Output the material beneath exactly, leaving nothing out.
[Start INFORMATION SHOWN]
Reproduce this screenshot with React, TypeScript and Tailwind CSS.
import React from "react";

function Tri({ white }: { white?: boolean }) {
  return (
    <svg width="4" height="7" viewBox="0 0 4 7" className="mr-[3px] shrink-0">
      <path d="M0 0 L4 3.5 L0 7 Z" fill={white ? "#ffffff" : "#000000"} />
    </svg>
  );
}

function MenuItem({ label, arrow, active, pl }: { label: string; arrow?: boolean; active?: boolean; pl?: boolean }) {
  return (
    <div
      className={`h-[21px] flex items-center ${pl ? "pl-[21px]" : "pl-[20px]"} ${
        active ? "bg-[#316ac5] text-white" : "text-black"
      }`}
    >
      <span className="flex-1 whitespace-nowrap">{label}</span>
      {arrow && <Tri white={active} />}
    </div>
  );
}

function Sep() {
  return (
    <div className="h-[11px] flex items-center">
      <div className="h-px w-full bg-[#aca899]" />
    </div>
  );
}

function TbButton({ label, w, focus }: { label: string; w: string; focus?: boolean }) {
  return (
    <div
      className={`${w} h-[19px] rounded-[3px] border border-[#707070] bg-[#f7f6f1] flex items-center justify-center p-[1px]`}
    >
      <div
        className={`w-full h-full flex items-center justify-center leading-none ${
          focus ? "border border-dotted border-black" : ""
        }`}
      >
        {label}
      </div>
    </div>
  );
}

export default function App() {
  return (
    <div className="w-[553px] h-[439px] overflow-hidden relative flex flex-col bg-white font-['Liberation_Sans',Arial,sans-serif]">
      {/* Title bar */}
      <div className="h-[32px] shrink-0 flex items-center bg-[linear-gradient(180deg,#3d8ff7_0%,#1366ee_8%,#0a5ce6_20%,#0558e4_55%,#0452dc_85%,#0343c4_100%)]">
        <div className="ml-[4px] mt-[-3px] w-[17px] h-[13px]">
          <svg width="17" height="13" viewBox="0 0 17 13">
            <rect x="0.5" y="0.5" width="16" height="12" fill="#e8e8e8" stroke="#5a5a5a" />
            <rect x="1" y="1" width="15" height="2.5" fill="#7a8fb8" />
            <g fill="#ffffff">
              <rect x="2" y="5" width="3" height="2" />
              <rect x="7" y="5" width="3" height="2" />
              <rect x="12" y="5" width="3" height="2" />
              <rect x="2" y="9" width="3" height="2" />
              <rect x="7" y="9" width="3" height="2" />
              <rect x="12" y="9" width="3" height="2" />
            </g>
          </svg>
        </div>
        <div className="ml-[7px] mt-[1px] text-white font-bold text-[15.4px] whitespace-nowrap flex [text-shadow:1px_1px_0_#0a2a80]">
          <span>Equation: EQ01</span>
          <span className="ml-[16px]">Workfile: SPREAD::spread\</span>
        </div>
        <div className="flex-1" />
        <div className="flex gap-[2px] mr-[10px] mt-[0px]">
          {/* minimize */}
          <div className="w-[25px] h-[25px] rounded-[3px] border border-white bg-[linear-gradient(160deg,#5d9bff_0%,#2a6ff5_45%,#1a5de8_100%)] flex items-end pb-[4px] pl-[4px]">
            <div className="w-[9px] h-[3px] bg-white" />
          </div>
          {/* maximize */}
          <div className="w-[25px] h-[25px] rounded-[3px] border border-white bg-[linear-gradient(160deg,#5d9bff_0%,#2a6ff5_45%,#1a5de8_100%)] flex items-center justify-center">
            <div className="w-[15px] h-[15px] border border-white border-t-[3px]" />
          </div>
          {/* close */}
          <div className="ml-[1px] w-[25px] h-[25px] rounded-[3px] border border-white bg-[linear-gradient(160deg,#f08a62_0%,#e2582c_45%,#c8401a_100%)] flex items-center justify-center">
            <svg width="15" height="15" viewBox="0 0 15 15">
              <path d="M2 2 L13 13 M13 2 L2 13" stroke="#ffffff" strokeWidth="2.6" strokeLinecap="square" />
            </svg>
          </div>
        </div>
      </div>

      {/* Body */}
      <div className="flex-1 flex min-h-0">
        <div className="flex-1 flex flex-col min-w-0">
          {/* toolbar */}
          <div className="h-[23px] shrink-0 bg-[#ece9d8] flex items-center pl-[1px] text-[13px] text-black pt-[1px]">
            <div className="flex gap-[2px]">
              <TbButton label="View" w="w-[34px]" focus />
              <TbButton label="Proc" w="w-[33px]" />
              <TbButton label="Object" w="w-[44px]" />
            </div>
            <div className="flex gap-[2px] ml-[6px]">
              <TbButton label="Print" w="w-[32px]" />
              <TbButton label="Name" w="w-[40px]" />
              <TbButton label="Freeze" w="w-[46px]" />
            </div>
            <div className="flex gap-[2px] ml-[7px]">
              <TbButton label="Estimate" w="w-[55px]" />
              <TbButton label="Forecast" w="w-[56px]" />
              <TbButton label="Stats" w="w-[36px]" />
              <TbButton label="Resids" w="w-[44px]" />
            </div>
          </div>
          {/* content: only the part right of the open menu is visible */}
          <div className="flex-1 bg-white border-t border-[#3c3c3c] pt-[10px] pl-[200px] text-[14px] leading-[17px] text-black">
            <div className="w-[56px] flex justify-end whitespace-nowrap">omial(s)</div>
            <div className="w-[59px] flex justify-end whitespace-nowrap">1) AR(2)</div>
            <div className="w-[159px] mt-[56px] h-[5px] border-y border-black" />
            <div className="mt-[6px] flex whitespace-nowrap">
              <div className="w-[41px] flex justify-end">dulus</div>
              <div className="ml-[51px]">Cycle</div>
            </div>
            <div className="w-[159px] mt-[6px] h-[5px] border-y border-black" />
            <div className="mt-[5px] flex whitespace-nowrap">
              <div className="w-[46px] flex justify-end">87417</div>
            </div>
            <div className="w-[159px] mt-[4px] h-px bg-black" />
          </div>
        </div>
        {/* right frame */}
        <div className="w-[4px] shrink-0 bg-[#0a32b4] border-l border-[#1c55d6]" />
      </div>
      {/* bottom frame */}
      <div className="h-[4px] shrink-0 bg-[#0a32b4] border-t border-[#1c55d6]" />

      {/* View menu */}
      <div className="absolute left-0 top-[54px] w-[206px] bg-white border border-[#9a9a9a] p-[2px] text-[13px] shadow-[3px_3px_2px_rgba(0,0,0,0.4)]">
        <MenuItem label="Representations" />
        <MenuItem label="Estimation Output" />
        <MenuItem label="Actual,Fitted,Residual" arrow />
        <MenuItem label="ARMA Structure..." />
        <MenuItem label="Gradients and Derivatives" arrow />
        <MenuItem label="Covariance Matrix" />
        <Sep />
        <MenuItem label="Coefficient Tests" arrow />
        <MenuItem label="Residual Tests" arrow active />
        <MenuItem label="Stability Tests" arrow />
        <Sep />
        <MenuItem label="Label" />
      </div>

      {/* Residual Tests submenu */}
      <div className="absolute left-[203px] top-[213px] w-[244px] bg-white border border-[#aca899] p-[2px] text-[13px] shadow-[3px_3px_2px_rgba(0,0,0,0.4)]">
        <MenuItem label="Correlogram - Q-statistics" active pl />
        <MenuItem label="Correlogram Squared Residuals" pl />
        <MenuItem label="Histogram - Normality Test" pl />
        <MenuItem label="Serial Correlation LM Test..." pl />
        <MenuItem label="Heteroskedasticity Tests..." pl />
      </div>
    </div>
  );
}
[End INFORMATION SHOWN]
--- RESULT OF THIS EXERCISE ---
Reproduce this screenshot with React, TypeScript and Tailwind CSS.
import React from "react";

function Tri({ white }: { white?: boolean }) {
  return (
    <svg width="4" height="7" viewBox="0 0 4 7" className="mr-[3px] shrink-0">
      <path d="M0 0 L4 3.5 L0 7 Z" fill={white ? "#ffffff" : "#000000"} />
    </svg>
  );
}

function MenuItem({ label, arrow, active, pl }: { label: string; arrow?: boolean; active?: boolean; pl?: boolean }) {
  return (
    <div
      className={`h-[21px] flex items-center ${pl ? "pl-[21px]" : "pl-[20px]"} ${
        active ? "bg-[#316ac5] text-white" : "text-black"
      }`}
    >
      <span className="flex-1 whitespace-nowrap">{label}</span>
      {arrow && <Tri white={active} />}
    </div>
  );
}

function Sep() {
  return (
    <div className="h-[11px] flex items-center">
      <div className="h-px w-full bg-[#aca899]" />
    </div>
  );
}

function TbButton({ label, w, focus }: { label: string; w: string; focus?: boolean }) {
  return (
    <div
      className={`${w} h-[19px] rounded-[3px] border border-[#707070] bg-[#f7f6f1] flex items-center justify-center p-[1px]`}
    >
      <div
        className={`w-full h-full flex items-center justify-center leading-none ${
          focus ? "border border-dotted border-black" : ""
        }`}
      >
        {label}
      </div>
    </div>
  );
}

export default function App() {
  return (
    <div className="w-[553px] h-[439px] overflow-hidden relative flex flex-col bg-white font-['Liberation_Sans',Arial,sans-serif]">
      {/* Title bar */}
      <div className="h-[32px] shrink-0 flex items-center bg-[linear-gradient(180deg,#3d8ff7_0%,#1366ee_8%,#0a5ce6_20%,#0558e4_55%,#0452dc_85%,#0343c4_100%)]">
        <div className="ml-[4px] mt-[-3px] w-[17px] h-[13px]">
          <svg width="17" height="13" viewBox="0 0 17 13">
            <rect x="0.5" y="0.5" width="16" height="12" fill="#e8e8e8" stroke="#5a5a5a" />
            <rect x="1" y="1" width="15" height="2.5" fill="#7a8fb8" />
            <g fill="#ffffff">
              <rect x="2" y="5" width="3" height="2" />
              <rect x="7" y="5" width="3" height="2" />
              <rect x="12" y="5" width="3" height="2" />
              <rect x="2" y="9" width="3" height="2" />
              <rect x="7" y="9" width="3" height="2" />
              <rect x="12" y="9" width="3" height="2" />
            </g>
          </svg>
        </div>
        <div className="ml-[7px] mt-[1px] text-white font-bold text-[15.4px] whitespace-nowrap flex [text-shadow:1px_1px_0_#0a2a80]">
          <span>Equation: EQ01</span>
          <span className="ml-[16px]">Workfile: SPREAD::spread\</span>
        </div>
        <div className="flex-1" />
        <div className="flex gap-[2px] mr-[10px] mt-[0px]">
          {/* minimize */}
          <div className="w-[25px] h-[25px] rounded-[3px] border border-white bg-[linear-gradient(160deg,#5d9bff_0%,#2a6ff5_45%,#1a5de8_100%)] flex items-end pb-[4px] pl-[4px]">
            <div className="w-[9px] h-[3px] bg-white" />
          </div>
          {/* maximize */}
          <div className="w-[25px] h-[25px] rounded-[3px] border border-white bg-[linear-gradient(160deg,#5d9bff_0%,#2a6ff5_45%,#1a5de8_100%)] flex items-center justify-center">
            <div className="w-[15px] h-[15px] border border-white border-t-[3px]" />
          </div>
          {/* close */}
          <div className="ml-[1px] w-[25px] h-[25px] rounded-[3px] border border-white bg-[linear-gradient(160deg,#f08a62_0%,#e2582c_45%,#c8401a_100%)] flex items-center justify-center">
            <svg width="15" height="15" viewBox="0 0 15 15">
              <path d="M2 2 L13 13 M13 2 L2 13" stroke="#ffffff" strokeWidth="2.6" strokeLinecap="square" />
            </svg>
          </div>
        </div>
      </div>

      {/* Body */}
      <div className="flex-1 flex min-h-0">
        <div className="flex-1 flex flex-col min-w-0">
          {/* toolbar */}
          <div className="h-[23px] shrink-0 bg-[#ece9d8] flex items-center pl-[1px] text-[13px] text-black pt-[1px]">
            <div className="flex gap-[2px]">
              <TbButton label="View" w="w-[34px]" focus />
              <TbButton label="Proc" w="w-[33px]" />
              <TbButton label="Object" w="w-[44px]" />
            </div>
            <div className="flex gap-[2px] ml-[6px]">
              <TbButton label="Print" w="w-[32px]" />
              <TbButton label="Name" w="w-[40px]" />
              <TbButton label="Freeze" w="w-[46px]" />
            </div>
            <div className="flex gap-[2px] ml-[7px]">
              <TbButton label="Estimate" w="w-[55px]" />
              <TbButton label="Forecast" w="w-[56px]" />
              <TbButton label="Stats" w="w-[36px]" />
              <TbButton label="Resids" w="w-[44px]" />
            </div>
          </div>
          {/* content: only the part right of the open menu is visible */}
          <div className="flex-1 bg-white border-t border-[#3c3c3c] pt-[10px] pl-[200px] text-[14px] leading-[17px] text-black">
            <div className="w-[56px] flex justify-end whitespace-nowrap">omial(s)</div>
            <div className="w-[59px] flex justify-end whitespace-nowrap">1) AR(2)</div>
            <div className="w-[159px] mt-[56px] h-[5px] border-y border-black" />
            <div className="mt-[6px] flex whitespace-nowrap">
              <div className="w-[41px] flex justify-end">dulus</div>
              <div className="ml-[51px]">Cycle</div>
            </div>
            <div className="w-[159px] mt-[6px] h-[5px] border-y border-black" />
            <div className="mt-[5px] flex whitespace-nowrap">
              <div className="w-[46px] flex justify-end">87417</div>
            </div>
            <div className="w-[159px] mt-[4px] h-px bg-black" />
          </div>
        </div>
        {/* right frame */}
        <div className="w-[4px] shrink-0 bg-[#0a32b4] border-l border-[#1c55d6]" />
      </div>
      {/* bottom frame */}
      <div className="h-[4px] shrink-0 bg-[#0a32b4] border-t border-[#1c55d6]" />

      {/* View menu */}
      <div className="absolute left-0 top-[54px] w-[206px] bg-white border border-[#9a9a9a] p-[2px] text-[13px] shadow-[3px_3px_2px_rgba(0,0,0,0.4)]">
        <MenuItem label="Representations" />
        <MenuItem label="Estimation Output" />
        <MenuItem label="Actual,Fitted,Residual" arrow />
        <MenuItem label="ARMA Structure..." />
        <MenuItem label="Gradients and Derivatives" arrow />
        <MenuItem label="Covariance Matrix" />
        <Sep />
        <MenuItem label="Coefficient Tests" arrow />
        <MenuItem label="Residual Tests" arrow active />
        <MenuItem label="Stability Tests" arrow />
        <Sep />
        <MenuItem label="Label" />
      </div>

      {/* Residual Tests submenu */}
      <div className="absolute left-[203px] top-[213px] w-[244px] bg-white border border-[#aca899] p-[2px] text-[13px] shadow-[3px_3px_2px_rgba(0,0,0,0.4)]">
        <MenuItem label="Correlogram - Q-statistics" active pl />
        <MenuItem label="Correlogram Squared Residuals" pl />
        <MenuItem label="Histogram - Normality Test" pl />
        <MenuItem label="Serial Correlation LM Test..." pl />
        <MenuItem label="Heteroskedasticity Tests..." pl />
      </div>
    </div>
  );
}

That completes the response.